闇ボクシングに参加していたカバーヨ・ブランコにせよ、ヒッピー臭いベアフット・テッドにせよ、この本に登場するアメリカ人たちはどう見ても社会不適応者達ばかりなのですが、その辺りも上手くぼかして書きつつ、上記の物語類型のなかに押し込めてあります。この筆致の巧みさは特筆すべきものです。

という具合に、とても皮肉かつ批判的な書き方になるのですが、ニューエイジはカルトなんだからしょうがい。B2Rにしても、一部では裸足ランニングのバイブルだなんて言われていますが、そのように言っている人は気づかない間にこの本の記述の構造に取り込まれています。

カバーヨ・ブランコに戻ると、本名ではなくタラフマラ族から与えられた名前です(そのようです)。B2Rのなかでの彼は、神秘的な部族のなかに一人で入り込んでいって、彼らの秘儀を学んでメンバーとして認められ、作者との仲立ちをするというものなのですが、「世界ふしぎ発見」に出てきたタラフマラ族の様子をみるとけっこう世俗的というか、どこまでB2Rでの書き方が正しいのかは何ともいえないところではあります。

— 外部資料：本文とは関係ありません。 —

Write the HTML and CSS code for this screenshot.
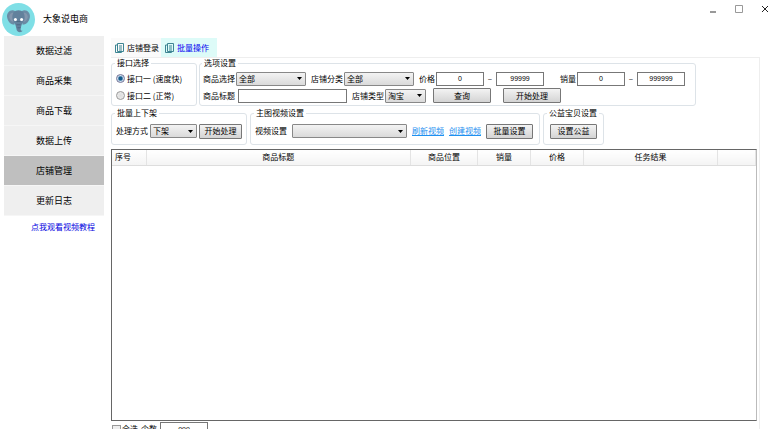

タラフマラ族といえば、アントナン・アルトーがその作品のなかで取り上げたことで有名(?)になりました。実は折口信夫も少しだけ彼らについて言及していたりします(いったいどこから情報を仕入れたのか?)。ベアフット・テッドが彼らに興味を持ったのも、こうした背景があるのではないかと思ってはいます。そのアルトーも、オクタビオ・パスによれば彼がタラフマラ族のもとを訪れた証拠がないらしいですし、どうも昔からある種の幻想を抱かせる対象なのかも知れません。

果たして亡くなったのがカバーヨ・ブランコなのか、それとも身元不明の放浪米国人なのか、彼にとってどちらか良かったのかは最早誰にも分かりませんが、そのあり方が本人にとって納得のいくものであったことを願うばかりです。